■ EXERCISE DIRECTIONS:
All of the data that follows should be retyped exactly, please, except the pictures.

■ GIVEN MATERIAL:
********

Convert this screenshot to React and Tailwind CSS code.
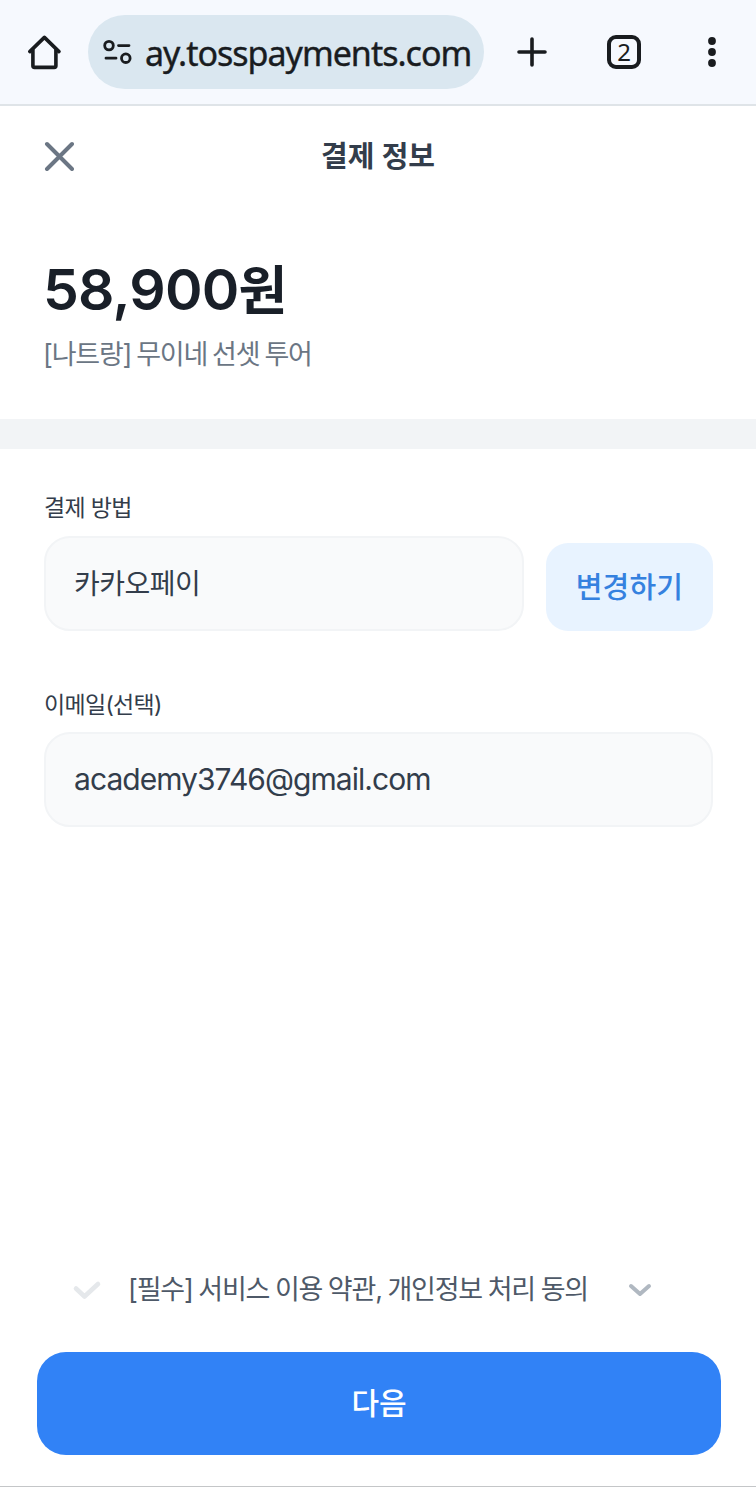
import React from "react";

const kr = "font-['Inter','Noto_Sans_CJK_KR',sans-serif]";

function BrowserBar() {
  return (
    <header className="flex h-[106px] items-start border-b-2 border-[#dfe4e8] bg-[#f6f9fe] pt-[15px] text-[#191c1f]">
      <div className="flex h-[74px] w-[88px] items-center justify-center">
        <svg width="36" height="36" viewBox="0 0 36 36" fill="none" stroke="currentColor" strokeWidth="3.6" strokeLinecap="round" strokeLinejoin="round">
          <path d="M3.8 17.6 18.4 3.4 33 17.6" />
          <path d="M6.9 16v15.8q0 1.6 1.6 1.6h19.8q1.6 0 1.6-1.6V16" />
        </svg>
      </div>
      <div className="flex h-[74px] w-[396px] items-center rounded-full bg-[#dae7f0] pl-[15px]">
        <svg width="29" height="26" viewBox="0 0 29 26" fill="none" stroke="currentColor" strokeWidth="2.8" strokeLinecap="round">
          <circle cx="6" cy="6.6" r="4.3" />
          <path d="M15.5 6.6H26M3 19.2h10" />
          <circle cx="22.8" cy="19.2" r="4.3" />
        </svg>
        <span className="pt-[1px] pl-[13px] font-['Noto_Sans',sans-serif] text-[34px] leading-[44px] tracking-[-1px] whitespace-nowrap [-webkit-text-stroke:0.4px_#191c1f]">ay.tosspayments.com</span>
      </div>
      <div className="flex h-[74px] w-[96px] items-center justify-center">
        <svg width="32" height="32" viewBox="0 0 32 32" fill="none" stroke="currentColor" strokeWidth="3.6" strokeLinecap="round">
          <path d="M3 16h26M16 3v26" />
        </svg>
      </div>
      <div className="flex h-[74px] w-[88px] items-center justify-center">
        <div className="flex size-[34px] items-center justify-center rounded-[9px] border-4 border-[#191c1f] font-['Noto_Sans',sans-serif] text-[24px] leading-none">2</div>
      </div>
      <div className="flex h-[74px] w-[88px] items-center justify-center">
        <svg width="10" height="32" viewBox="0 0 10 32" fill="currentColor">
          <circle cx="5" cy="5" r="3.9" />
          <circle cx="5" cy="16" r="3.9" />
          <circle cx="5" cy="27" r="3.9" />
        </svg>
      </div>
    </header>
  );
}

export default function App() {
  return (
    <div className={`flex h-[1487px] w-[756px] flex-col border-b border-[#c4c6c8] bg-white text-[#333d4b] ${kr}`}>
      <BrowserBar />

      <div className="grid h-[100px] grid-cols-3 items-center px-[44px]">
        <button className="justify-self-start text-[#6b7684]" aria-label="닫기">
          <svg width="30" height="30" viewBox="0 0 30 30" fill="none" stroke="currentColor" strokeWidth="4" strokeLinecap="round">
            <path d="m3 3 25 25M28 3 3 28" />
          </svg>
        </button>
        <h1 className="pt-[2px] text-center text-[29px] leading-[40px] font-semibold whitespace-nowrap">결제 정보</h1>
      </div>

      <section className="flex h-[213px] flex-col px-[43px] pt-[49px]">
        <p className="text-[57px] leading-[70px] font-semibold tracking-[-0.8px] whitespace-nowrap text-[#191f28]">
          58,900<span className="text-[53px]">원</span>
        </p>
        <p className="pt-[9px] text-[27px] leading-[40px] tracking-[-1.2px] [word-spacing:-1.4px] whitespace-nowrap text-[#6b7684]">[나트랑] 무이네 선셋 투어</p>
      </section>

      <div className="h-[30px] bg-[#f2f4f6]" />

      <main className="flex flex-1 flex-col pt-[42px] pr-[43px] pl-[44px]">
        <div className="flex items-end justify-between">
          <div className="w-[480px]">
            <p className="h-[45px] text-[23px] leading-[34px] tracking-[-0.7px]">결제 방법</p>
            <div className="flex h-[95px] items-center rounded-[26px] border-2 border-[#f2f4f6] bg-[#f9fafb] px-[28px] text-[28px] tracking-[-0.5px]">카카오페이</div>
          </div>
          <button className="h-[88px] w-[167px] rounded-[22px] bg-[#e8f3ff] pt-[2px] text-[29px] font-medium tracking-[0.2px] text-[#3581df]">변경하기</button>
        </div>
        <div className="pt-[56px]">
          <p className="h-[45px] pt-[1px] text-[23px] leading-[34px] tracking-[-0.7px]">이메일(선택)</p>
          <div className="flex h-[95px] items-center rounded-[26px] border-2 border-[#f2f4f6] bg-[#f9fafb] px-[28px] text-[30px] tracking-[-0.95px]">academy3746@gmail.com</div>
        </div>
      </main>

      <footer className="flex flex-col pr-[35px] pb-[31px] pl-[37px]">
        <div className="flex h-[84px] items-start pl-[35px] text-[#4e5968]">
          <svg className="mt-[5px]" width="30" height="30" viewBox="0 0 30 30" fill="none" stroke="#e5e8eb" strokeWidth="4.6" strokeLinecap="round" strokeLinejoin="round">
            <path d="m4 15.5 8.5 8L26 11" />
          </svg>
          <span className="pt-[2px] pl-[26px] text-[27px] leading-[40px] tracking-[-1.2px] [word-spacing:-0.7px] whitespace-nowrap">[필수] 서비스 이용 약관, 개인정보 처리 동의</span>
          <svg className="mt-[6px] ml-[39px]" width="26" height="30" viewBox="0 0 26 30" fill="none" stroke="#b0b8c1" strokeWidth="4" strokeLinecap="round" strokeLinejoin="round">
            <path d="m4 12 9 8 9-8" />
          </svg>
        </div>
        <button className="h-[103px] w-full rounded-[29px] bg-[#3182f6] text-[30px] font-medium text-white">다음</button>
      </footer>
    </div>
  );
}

********

■ RESULT OF THIS TASK:
Convert this screenshot to React and Tailwind CSS code.
import React from "react";

const kr = "font-['Inter','Noto_Sans_CJK_KR',sans-serif]";

function BrowserBar() {
  return (
    <header className="flex h-[106px] items-start border-b-2 border-[#dfe4e8] bg-[#f6f9fe] pt-[15px] text-[#191c1f]">
      <div className="flex h-[74px] w-[88px] items-center justify-center">
        <svg width="36" height="36" viewBox="0 0 36 36" fill="none" stroke="currentColor" strokeWidth="3.6" strokeLinecap="round" strokeLinejoin="round">
          <path d="M3.8 17.6 18.4 3.4 33 17.6" />
          <path d="M6.9 16v15.8q0 1.6 1.6 1.6h19.8q1.6 0 1.6-1.6V16" />
        </svg>
      </div>
      <div className="flex h-[74px] w-[396px] items-center rounded-full bg-[#dae7f0] pl-[15px]">
        <svg width="29" height="26" viewBox="0 0 29 26" fill="none" stroke="currentColor" strokeWidth="2.8" strokeLinecap="round">
          <circle cx="6" cy="6.6" r="4.3" />
          <path d="M15.5 6.6H26M3 19.2h10" />
          <circle cx="22.8" cy="19.2" r="4.3" />
        </svg>
        <span className="pt-[1px] pl-[13px] font-['Noto_Sans',sans-serif] text-[34px] leading-[44px] tracking-[-1px] whitespace-nowrap [-webkit-text-stroke:0.4px_#191c1f]">ay.tosspayments.com</span>
      </div>
      <div className="flex h-[74px] w-[96px] items-center justify-center">
        <svg width="32" height="32" viewBox="0 0 32 32" fill="none" stroke="currentColor" strokeWidth="3.6" strokeLinecap="round">
          <path d="M3 16h26M16 3v26" />
        </svg>
      </div>
      <div className="flex h-[74px] w-[88px] items-center justify-center">
        <div className="flex size-[34px] items-center justify-center rounded-[9px] border-4 border-[#191c1f] font-['Noto_Sans',sans-serif] text-[24px] leading-none">2</div>
      </div>
      <div className="flex h-[74px] w-[88px] items-center justify-center">
        <svg width="10" height="32" viewBox="0 0 10 32" fill="currentColor">
          <circle cx="5" cy="5" r="3.9" />
          <circle cx="5" cy="16" r="3.9" />
          <circle cx="5" cy="27" r="3.9" />
        </svg>
      </div>
    </header>
  );
}

export default function App() {
  return (
    <div className={`flex h-[1487px] w-[756px] flex-col border-b border-[#c4c6c8] bg-white text-[#333d4b] ${kr}`}>
      <BrowserBar />

      <div className="grid h-[100px] grid-cols-3 items-center px-[44px]">
        <button className="justify-self-start text-[#6b7684]" aria-label="닫기">
          <svg width="30" height="30" viewBox="0 0 30 30" fill="none" stroke="currentColor" strokeWidth="4" strokeLinecap="round">
            <path d="m3 3 25 25M28 3 3 28" />
          </svg>
        </button>
        <h1 className="pt-[2px] text-center text-[29px] leading-[40px] font-semibold whitespace-nowrap">결제 정보</h1>
      </div>

      <section className="flex h-[213px] flex-col px-[43px] pt-[49px]">
        <p className="text-[57px] leading-[70px] font-semibold tracking-[-0.8px] whitespace-nowrap text-[#191f28]">
          58,900<span className="text-[53px]">원</span>
        </p>
        <p className="pt-[9px] text-[27px] leading-[40px] tracking-[-1.2px] [word-spacing:-1.4px] whitespace-nowrap text-[#6b7684]">[나트랑] 무이네 선셋 투어</p>
      </section>

      <div className="h-[30px] bg-[#f2f4f6]" />

      <main className="flex flex-1 flex-col pt-[42px] pr-[43px] pl-[44px]">
        <div className="flex items-end justify-between">
          <div className="w-[480px]">
            <p className="h-[45px] text-[23px] leading-[34px] tracking-[-0.7px]">결제 방법</p>
            <div className="flex h-[95px] items-center rounded-[26px] border-2 border-[#f2f4f6] bg-[#f9fafb] px-[28px] text-[28px] tracking-[-0.5px]">카카오페이</div>
          </div>
          <button className="h-[88px] w-[167px] rounded-[22px] bg-[#e8f3ff] pt-[2px] text-[29px] font-medium tracking-[0.2px] text-[#3581df]">변경하기</button>
        </div>
        <div className="pt-[56px]">
          <p className="h-[45px] pt-[1px] text-[23px] leading-[34px] tracking-[-0.7px]">이메일(선택)</p>
          <div className="flex h-[95px] items-center rounded-[26px] border-2 border-[#f2f4f6] bg-[#f9fafb] px-[28px] text-[30px] tracking-[-0.95px]">academy3746@gmail.com</div>
        </div>
      </main>

      <footer className="flex flex-col pr-[35px] pb-[31px] pl-[37px]">
        <div className="flex h-[84px] items-start pl-[35px] text-[#4e5968]">
          <svg className="mt-[5px]" width="30" height="30" viewBox="0 0 30 30" fill="none" stroke="#e5e8eb" strokeWidth="4.6" strokeLinecap="round" strokeLinejoin="round">
            <path d="m4 15.5 8.5 8L26 11" />
          </svg>
          <span className="pt-[2px] pl-[26px] text-[27px] leading-[40px] tracking-[-1.2px] [word-spacing:-0.7px] whitespace-nowrap">[필수] 서비스 이용 약관, 개인정보 처리 동의</span>
          <svg className="mt-[6px] ml-[39px]" width="26" height="30" viewBox="0 0 26 30" fill="none" stroke="#b0b8c1" strokeWidth="4" strokeLinecap="round" strokeLinejoin="round">
            <path d="m4 12 9 8 9-8" />
          </svg>
        </div>
        <button className="h-[103px] w-full rounded-[29px] bg-[#3182f6] text-[30px] font-medium text-white">다음</button>
      </footer>
    </div>
  );
}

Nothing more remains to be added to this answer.